--- start of Data supplied ---
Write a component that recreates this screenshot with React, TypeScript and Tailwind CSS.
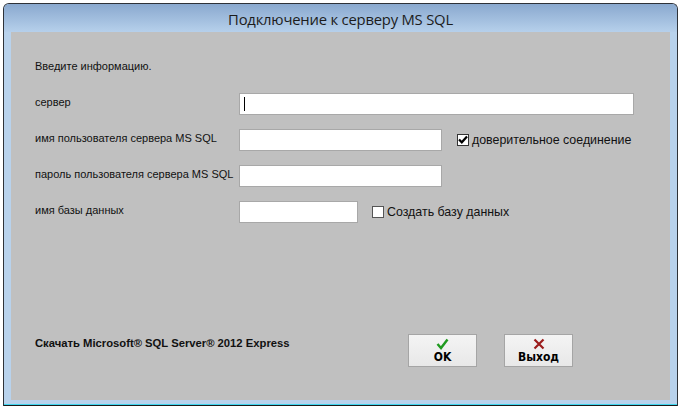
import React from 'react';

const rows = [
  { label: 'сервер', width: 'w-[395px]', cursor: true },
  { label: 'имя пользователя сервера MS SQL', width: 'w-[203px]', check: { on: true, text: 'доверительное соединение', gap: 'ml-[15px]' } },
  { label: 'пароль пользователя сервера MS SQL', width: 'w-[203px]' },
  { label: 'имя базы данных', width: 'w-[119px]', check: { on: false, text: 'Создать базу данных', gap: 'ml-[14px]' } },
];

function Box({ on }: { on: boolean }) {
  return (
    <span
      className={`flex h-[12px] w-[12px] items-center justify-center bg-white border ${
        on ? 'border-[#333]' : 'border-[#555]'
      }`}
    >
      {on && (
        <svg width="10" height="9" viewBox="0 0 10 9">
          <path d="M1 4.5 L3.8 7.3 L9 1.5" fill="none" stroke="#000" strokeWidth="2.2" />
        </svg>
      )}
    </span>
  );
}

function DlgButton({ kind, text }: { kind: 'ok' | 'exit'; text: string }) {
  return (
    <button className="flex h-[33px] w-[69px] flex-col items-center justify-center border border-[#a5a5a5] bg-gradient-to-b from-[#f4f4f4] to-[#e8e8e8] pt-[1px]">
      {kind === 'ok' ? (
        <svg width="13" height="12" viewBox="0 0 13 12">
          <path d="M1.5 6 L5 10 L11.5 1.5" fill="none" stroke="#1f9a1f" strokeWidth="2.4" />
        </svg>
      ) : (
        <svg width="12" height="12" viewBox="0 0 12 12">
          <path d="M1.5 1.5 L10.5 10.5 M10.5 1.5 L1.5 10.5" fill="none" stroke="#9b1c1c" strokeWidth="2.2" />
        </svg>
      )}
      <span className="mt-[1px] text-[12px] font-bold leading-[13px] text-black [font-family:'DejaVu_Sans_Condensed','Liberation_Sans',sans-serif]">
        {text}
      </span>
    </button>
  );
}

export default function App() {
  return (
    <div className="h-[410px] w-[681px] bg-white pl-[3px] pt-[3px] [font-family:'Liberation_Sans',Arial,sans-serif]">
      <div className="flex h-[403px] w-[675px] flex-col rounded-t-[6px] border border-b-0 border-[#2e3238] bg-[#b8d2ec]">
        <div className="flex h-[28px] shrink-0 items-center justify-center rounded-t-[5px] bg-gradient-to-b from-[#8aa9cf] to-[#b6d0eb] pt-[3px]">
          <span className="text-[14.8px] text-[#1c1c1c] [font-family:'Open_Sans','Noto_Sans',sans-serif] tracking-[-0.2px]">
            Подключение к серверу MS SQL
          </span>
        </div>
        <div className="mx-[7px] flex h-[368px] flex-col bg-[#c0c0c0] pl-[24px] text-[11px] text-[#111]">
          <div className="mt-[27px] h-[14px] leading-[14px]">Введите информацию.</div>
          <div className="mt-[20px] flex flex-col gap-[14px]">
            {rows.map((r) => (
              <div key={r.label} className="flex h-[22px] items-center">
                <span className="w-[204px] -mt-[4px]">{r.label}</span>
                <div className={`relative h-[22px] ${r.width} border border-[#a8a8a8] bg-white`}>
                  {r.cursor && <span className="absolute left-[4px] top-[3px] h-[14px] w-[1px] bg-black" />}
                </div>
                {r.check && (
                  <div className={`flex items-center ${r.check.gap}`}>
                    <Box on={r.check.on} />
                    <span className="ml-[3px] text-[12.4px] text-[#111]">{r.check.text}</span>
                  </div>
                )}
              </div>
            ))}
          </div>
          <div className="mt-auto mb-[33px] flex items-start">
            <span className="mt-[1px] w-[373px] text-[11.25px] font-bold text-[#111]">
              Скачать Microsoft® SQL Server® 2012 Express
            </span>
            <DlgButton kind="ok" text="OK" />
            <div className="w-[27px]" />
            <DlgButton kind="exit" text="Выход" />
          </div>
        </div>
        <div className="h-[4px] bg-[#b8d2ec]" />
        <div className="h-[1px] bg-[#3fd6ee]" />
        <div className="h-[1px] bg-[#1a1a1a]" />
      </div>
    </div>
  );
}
--- end of Data supplied ---
--- start of Data supplied ---
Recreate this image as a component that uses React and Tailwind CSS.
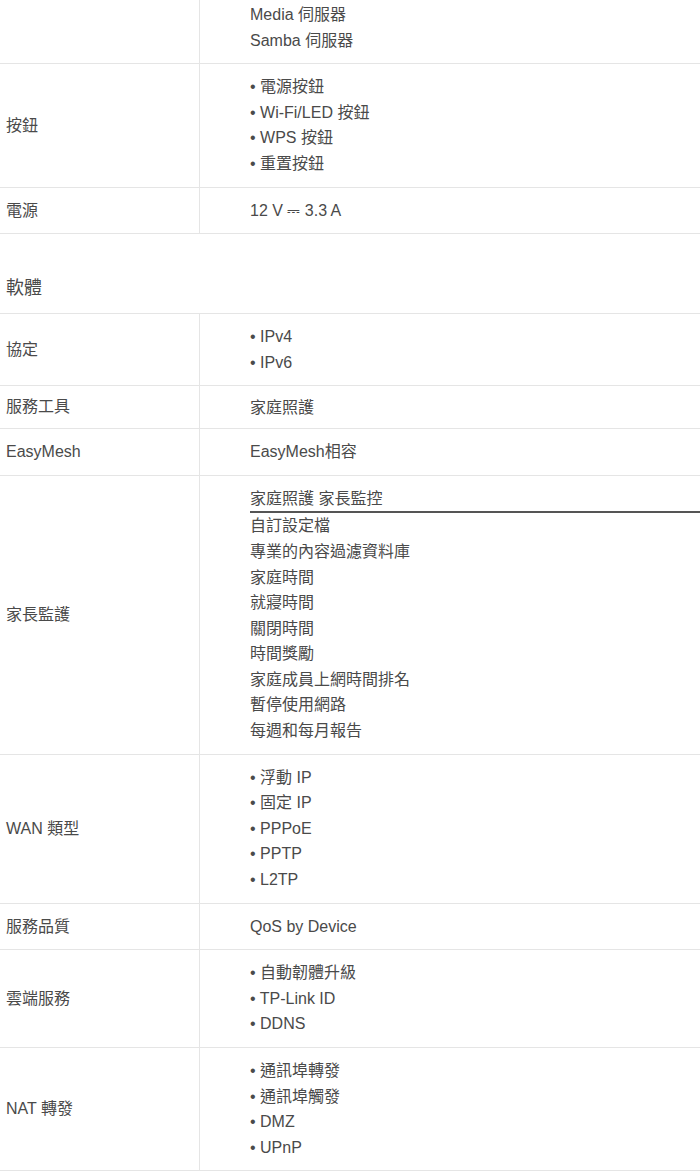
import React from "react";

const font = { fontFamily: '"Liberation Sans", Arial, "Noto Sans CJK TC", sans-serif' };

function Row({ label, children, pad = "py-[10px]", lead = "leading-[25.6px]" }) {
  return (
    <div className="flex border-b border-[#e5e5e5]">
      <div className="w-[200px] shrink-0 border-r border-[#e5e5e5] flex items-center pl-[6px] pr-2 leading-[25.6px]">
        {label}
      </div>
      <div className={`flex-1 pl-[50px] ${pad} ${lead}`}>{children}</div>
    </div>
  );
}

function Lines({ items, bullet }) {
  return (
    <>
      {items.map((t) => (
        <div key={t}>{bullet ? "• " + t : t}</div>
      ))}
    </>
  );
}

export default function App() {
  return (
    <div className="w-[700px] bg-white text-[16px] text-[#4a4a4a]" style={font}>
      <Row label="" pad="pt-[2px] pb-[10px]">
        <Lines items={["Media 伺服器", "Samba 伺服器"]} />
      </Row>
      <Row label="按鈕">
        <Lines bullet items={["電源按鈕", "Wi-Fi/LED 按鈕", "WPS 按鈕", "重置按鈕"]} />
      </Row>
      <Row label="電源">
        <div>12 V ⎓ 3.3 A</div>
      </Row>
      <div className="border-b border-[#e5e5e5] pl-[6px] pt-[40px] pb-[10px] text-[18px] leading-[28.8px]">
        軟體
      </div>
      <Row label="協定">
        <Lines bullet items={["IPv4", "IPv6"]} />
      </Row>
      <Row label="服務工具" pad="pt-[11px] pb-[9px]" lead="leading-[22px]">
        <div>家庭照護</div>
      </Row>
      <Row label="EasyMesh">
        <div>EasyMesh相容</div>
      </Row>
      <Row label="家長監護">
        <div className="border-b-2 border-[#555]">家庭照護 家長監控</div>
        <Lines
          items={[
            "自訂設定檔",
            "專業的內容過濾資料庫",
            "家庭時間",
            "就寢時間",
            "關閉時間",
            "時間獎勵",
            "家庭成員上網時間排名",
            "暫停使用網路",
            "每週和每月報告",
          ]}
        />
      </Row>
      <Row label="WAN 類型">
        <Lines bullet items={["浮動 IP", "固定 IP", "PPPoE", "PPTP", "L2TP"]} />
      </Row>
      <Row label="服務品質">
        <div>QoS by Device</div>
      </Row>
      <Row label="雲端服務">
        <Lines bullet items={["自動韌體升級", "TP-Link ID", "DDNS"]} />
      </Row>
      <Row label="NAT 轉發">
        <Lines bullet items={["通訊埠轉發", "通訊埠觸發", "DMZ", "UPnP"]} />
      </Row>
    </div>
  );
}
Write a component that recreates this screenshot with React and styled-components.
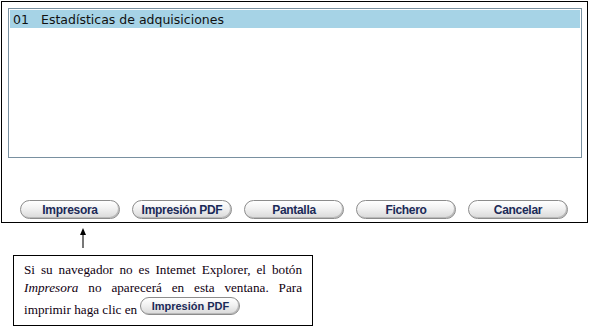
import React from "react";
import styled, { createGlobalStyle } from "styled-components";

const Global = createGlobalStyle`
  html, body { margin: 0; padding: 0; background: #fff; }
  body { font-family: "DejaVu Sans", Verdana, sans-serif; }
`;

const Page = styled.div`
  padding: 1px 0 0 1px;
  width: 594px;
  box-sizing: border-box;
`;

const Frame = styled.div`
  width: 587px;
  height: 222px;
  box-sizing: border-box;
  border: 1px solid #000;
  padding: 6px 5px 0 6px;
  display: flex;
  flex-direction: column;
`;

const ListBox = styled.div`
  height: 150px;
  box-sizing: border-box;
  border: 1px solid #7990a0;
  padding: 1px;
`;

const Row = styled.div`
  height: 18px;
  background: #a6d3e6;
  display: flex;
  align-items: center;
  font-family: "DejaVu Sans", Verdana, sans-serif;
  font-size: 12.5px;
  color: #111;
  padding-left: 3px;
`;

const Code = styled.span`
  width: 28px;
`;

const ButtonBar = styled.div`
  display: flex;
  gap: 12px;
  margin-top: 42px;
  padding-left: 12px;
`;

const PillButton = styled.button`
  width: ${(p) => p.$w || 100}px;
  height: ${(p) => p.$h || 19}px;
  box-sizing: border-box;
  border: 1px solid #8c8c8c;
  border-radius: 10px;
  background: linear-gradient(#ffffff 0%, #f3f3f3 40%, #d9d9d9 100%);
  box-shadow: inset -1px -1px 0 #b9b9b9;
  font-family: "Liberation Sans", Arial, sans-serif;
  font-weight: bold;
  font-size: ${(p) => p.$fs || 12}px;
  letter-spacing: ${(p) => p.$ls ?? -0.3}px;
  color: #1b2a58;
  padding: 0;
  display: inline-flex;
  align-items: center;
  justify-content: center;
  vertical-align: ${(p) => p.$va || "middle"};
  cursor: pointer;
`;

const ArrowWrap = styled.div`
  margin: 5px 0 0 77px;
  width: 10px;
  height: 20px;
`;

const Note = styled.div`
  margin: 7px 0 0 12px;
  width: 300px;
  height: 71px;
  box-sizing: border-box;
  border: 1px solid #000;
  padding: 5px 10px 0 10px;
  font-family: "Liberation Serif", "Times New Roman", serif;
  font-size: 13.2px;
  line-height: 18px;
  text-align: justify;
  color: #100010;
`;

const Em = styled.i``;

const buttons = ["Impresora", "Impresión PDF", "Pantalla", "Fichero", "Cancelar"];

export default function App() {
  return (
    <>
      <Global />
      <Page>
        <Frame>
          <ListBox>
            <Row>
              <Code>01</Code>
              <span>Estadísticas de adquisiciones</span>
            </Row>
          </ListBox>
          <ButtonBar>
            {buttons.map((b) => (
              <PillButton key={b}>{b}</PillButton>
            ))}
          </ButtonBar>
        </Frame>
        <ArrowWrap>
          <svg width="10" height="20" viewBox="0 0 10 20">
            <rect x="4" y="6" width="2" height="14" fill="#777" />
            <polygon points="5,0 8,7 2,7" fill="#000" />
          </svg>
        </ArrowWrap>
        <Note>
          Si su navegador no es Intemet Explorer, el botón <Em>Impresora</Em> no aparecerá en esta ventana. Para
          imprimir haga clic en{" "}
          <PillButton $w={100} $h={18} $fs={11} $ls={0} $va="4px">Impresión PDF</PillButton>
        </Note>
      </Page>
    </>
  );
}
--- end of Data supplied ---
Go over the records above and tally the lines with the word "recreates" in them. Give the number alone.

■ The output: 2